* Start Source data *
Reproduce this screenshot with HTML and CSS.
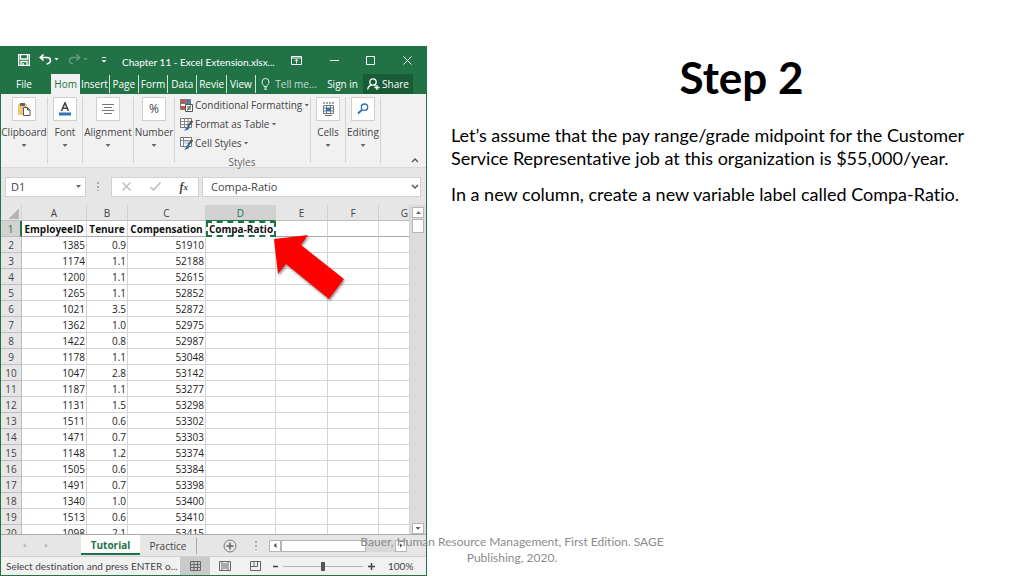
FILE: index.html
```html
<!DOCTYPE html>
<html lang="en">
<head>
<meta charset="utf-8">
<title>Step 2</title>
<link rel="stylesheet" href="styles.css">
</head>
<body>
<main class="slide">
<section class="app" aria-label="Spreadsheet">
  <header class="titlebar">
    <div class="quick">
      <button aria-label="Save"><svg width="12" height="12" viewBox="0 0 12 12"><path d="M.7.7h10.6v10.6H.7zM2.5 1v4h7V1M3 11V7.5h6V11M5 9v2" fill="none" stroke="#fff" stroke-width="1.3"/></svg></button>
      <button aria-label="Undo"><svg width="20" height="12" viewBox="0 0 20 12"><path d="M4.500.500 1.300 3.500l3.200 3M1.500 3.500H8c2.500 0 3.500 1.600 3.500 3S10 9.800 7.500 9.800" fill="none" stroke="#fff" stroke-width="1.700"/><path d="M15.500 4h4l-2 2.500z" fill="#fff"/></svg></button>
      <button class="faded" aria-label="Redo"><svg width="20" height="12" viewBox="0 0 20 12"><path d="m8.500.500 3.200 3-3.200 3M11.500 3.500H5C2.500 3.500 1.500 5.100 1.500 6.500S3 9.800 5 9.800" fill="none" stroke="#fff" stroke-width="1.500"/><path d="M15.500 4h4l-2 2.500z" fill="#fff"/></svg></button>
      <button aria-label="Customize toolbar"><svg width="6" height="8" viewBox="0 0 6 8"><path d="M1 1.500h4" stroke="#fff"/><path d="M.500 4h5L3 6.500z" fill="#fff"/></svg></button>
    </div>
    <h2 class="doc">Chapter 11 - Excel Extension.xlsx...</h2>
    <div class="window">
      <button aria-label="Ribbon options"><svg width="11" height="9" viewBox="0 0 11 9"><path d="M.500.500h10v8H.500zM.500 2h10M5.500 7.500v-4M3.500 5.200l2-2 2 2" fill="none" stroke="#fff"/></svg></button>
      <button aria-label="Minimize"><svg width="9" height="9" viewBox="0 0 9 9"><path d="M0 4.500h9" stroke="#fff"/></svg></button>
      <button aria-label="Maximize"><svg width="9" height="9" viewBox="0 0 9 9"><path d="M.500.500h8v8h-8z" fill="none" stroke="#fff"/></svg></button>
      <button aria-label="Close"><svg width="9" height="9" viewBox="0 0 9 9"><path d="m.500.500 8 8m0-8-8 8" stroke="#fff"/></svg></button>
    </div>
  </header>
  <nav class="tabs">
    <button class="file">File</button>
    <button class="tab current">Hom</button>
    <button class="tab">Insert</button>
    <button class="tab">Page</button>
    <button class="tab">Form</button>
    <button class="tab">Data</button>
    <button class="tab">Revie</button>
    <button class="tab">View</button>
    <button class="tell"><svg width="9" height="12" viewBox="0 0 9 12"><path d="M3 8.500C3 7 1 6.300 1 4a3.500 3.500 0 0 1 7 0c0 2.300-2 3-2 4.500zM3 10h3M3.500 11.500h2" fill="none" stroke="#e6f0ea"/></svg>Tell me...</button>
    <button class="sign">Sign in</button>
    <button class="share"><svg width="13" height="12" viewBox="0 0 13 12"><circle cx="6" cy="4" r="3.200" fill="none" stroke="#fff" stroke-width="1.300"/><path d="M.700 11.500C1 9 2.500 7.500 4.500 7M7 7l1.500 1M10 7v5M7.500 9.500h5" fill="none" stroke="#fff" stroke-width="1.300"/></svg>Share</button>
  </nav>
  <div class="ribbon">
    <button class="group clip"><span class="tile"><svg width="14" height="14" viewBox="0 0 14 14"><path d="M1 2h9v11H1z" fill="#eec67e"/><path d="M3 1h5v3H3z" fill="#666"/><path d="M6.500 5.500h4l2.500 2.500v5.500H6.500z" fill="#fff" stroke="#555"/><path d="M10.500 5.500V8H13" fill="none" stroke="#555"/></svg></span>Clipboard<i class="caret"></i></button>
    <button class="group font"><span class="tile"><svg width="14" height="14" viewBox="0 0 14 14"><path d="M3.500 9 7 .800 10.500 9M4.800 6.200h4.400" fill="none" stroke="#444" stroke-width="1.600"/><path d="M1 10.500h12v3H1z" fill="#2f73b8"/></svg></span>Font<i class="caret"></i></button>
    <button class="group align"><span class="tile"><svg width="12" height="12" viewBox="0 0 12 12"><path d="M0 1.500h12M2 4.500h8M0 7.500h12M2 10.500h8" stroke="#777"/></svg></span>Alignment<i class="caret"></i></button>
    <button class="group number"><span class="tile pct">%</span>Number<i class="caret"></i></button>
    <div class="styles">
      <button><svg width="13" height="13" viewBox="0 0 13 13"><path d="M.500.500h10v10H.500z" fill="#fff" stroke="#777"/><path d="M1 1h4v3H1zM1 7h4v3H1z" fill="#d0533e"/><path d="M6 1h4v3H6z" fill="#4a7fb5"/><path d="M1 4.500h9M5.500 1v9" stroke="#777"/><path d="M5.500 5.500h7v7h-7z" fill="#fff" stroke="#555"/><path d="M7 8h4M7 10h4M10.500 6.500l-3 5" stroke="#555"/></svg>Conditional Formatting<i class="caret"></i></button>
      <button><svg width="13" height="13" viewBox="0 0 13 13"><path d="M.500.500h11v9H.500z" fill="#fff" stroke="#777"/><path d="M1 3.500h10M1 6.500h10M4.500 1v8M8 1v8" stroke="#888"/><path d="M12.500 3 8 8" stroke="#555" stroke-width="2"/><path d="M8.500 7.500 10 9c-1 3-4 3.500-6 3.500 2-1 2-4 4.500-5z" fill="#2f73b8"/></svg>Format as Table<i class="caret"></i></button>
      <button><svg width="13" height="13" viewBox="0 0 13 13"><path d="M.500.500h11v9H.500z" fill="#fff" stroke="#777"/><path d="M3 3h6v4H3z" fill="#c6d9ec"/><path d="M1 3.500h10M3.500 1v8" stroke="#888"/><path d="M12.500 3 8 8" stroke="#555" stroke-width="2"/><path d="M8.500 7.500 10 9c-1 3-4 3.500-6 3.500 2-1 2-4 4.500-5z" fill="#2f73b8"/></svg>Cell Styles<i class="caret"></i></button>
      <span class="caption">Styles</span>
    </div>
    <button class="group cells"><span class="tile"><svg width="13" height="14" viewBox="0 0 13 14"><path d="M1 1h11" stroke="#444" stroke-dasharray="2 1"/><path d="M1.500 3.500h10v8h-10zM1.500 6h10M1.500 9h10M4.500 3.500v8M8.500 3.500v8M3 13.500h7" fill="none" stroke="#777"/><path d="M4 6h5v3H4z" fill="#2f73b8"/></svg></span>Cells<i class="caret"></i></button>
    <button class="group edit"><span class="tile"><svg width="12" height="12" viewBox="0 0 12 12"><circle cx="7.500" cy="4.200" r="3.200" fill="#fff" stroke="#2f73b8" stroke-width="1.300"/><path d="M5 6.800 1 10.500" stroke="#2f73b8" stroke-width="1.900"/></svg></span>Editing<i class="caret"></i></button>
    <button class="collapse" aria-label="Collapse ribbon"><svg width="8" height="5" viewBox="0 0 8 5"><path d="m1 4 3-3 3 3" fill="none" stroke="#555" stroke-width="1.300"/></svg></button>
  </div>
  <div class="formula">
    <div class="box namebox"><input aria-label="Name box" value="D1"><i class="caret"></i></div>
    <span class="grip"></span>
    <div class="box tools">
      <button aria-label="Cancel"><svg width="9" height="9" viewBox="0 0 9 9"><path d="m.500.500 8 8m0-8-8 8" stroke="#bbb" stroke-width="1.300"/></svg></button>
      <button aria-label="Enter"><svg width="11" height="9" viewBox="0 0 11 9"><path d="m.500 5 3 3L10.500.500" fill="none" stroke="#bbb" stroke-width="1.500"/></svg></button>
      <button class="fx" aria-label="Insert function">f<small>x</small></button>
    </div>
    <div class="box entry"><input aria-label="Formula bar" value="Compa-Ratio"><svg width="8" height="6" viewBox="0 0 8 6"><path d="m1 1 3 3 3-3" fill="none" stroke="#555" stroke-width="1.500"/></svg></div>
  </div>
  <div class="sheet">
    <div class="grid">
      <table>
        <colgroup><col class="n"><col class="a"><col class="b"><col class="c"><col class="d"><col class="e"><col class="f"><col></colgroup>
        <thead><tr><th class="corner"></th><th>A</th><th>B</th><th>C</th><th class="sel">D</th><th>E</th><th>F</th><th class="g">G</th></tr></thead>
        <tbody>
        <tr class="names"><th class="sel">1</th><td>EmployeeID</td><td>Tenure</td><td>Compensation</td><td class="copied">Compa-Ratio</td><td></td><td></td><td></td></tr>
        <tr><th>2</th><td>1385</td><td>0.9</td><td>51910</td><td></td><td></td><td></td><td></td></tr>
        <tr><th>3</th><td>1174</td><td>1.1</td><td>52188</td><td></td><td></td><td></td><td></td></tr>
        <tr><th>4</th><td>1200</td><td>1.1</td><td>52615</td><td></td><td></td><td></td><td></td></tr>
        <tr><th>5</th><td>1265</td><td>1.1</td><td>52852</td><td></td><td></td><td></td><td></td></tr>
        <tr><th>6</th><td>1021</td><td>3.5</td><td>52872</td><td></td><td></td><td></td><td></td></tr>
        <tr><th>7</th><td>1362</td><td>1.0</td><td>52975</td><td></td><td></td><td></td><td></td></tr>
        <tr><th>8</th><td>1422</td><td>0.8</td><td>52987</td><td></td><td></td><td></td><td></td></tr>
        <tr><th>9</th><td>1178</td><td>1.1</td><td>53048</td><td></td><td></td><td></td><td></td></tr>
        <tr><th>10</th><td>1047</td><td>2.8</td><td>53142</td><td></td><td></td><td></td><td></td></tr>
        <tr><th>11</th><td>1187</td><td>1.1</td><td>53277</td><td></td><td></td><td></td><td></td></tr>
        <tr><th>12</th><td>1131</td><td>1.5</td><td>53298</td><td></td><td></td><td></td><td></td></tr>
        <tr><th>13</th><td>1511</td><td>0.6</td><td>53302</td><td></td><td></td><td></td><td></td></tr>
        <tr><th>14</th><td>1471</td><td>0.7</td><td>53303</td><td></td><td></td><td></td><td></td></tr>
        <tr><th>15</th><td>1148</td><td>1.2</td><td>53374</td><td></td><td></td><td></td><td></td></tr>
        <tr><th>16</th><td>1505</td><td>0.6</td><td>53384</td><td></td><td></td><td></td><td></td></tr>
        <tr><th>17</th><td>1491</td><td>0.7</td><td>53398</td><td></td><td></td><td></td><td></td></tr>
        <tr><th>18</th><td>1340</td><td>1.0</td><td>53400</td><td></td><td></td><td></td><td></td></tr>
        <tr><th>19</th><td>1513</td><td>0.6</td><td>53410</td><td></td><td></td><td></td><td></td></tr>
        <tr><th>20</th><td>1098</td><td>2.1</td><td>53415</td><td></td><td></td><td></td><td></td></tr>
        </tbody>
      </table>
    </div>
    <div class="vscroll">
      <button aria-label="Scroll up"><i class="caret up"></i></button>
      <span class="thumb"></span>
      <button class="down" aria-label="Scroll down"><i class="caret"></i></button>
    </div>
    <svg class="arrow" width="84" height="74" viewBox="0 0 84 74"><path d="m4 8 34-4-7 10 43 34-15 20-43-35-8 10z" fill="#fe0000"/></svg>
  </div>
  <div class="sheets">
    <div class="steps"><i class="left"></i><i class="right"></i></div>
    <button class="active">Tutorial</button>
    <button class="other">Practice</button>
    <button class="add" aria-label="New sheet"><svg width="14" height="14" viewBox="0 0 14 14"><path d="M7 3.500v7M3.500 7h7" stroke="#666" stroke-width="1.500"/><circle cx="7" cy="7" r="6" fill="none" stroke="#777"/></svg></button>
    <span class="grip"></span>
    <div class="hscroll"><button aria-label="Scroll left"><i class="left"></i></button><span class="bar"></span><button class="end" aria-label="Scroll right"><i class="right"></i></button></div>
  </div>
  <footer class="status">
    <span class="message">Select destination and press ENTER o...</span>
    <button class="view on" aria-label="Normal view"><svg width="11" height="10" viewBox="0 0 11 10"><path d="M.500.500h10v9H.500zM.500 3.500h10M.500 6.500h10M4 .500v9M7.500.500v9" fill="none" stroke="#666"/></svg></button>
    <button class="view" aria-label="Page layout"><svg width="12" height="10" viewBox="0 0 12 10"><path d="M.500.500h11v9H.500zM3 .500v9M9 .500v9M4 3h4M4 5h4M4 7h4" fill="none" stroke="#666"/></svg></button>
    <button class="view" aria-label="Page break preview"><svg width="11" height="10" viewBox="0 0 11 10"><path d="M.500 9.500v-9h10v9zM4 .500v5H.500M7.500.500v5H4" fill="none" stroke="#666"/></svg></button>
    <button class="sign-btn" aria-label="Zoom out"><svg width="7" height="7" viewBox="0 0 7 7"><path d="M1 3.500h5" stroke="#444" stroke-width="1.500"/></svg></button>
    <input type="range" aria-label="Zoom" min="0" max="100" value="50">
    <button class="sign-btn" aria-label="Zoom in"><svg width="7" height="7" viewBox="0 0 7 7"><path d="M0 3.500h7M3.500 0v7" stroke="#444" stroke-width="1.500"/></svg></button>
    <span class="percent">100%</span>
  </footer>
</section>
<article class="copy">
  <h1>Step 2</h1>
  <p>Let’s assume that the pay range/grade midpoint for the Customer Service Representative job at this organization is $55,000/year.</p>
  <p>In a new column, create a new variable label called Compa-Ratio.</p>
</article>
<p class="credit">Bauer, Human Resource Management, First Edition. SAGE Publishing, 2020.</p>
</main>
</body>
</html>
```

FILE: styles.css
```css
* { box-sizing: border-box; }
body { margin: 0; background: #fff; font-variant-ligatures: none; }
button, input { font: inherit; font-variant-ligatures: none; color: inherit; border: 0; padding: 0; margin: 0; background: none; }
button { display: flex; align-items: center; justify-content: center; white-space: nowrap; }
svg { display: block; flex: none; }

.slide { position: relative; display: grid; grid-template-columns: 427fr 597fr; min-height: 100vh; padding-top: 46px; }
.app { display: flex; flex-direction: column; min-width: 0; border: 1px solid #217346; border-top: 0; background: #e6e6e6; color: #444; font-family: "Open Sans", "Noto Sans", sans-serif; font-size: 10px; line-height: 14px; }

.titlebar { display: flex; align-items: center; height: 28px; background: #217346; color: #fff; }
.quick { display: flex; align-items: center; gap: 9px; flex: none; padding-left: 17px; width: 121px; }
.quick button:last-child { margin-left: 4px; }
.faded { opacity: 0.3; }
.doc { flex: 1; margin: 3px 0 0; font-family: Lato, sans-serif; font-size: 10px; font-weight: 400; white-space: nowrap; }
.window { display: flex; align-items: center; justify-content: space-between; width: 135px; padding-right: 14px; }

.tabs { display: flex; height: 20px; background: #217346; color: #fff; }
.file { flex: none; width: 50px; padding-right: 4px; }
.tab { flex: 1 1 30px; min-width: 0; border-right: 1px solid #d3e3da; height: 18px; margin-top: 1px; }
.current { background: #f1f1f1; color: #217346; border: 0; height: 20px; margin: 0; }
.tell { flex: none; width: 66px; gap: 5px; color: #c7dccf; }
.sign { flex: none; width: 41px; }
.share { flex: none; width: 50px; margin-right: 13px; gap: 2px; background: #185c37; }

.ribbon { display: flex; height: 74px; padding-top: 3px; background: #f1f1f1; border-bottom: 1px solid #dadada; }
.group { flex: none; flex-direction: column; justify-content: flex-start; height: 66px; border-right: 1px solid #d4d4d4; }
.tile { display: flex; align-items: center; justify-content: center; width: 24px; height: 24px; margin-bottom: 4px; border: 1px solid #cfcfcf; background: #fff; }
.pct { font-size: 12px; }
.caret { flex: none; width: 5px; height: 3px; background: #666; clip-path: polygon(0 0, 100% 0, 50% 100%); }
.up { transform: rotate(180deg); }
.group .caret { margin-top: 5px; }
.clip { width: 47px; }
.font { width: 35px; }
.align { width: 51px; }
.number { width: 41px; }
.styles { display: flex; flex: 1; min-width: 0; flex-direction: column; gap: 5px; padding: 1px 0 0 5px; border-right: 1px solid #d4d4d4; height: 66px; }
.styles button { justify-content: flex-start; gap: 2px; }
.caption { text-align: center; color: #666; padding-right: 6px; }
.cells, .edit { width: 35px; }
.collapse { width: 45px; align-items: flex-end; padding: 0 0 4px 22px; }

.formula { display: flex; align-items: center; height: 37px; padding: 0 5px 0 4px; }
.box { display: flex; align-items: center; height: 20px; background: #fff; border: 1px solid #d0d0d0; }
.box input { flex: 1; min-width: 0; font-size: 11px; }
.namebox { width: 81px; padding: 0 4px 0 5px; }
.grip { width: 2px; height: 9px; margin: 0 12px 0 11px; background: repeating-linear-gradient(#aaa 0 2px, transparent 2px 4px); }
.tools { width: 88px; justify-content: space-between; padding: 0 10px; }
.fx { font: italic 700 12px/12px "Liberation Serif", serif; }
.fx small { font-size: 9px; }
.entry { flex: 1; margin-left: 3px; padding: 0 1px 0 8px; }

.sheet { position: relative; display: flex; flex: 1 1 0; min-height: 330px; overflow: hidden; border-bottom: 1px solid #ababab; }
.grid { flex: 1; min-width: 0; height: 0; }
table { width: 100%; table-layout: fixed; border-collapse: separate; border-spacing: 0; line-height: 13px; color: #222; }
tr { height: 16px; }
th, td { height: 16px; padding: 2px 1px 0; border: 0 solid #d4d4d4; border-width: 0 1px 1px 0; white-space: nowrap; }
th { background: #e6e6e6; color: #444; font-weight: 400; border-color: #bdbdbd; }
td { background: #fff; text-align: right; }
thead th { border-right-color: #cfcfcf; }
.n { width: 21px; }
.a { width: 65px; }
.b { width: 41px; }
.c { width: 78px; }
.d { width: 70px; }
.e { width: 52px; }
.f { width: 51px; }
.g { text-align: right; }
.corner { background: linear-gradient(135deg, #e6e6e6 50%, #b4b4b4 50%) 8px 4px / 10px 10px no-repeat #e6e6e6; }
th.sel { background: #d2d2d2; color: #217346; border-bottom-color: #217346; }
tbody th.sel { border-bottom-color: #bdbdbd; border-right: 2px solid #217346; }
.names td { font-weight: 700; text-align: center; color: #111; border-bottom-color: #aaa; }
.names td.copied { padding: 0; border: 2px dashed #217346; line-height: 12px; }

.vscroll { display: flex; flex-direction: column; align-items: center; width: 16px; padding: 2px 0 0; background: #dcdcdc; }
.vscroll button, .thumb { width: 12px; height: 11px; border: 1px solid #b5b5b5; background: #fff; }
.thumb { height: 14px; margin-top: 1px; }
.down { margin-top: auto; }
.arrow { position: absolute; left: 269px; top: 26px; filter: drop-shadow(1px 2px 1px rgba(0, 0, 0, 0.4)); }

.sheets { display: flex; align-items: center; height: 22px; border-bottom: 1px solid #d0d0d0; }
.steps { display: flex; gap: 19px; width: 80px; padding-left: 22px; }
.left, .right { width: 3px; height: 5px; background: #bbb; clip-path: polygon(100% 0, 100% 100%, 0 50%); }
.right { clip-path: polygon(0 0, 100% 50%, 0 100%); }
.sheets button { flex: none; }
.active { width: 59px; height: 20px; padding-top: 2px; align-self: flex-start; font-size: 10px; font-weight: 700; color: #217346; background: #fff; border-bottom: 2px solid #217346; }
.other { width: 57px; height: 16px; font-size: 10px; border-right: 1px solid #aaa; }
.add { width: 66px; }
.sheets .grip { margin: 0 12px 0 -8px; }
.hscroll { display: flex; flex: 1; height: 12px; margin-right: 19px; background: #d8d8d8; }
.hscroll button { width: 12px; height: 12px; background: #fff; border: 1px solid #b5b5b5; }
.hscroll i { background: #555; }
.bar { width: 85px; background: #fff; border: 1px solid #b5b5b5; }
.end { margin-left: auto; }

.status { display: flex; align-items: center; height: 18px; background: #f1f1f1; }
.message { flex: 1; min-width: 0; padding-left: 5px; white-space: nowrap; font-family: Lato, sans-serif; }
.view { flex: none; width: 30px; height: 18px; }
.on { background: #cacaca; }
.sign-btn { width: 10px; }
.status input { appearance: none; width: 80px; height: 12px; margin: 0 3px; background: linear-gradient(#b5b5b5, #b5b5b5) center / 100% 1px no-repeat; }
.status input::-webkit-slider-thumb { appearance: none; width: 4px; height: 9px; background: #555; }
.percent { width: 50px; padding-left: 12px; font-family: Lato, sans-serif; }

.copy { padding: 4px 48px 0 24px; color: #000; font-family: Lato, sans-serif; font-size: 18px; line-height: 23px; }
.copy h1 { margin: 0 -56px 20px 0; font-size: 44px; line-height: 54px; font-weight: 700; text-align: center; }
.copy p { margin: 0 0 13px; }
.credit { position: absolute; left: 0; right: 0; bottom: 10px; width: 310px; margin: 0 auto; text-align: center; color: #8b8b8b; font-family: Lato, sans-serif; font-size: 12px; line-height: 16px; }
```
* End Source data *
### [Task details]
Show the lines from the data above that contain the string "this".

### [Expected answer]
Reproduce this screenshot with HTML and CSS.
  <p>Let’s assume that the pay range/grade midpoint for the Customer Service Representative job at this organization is $55,000/year.</p>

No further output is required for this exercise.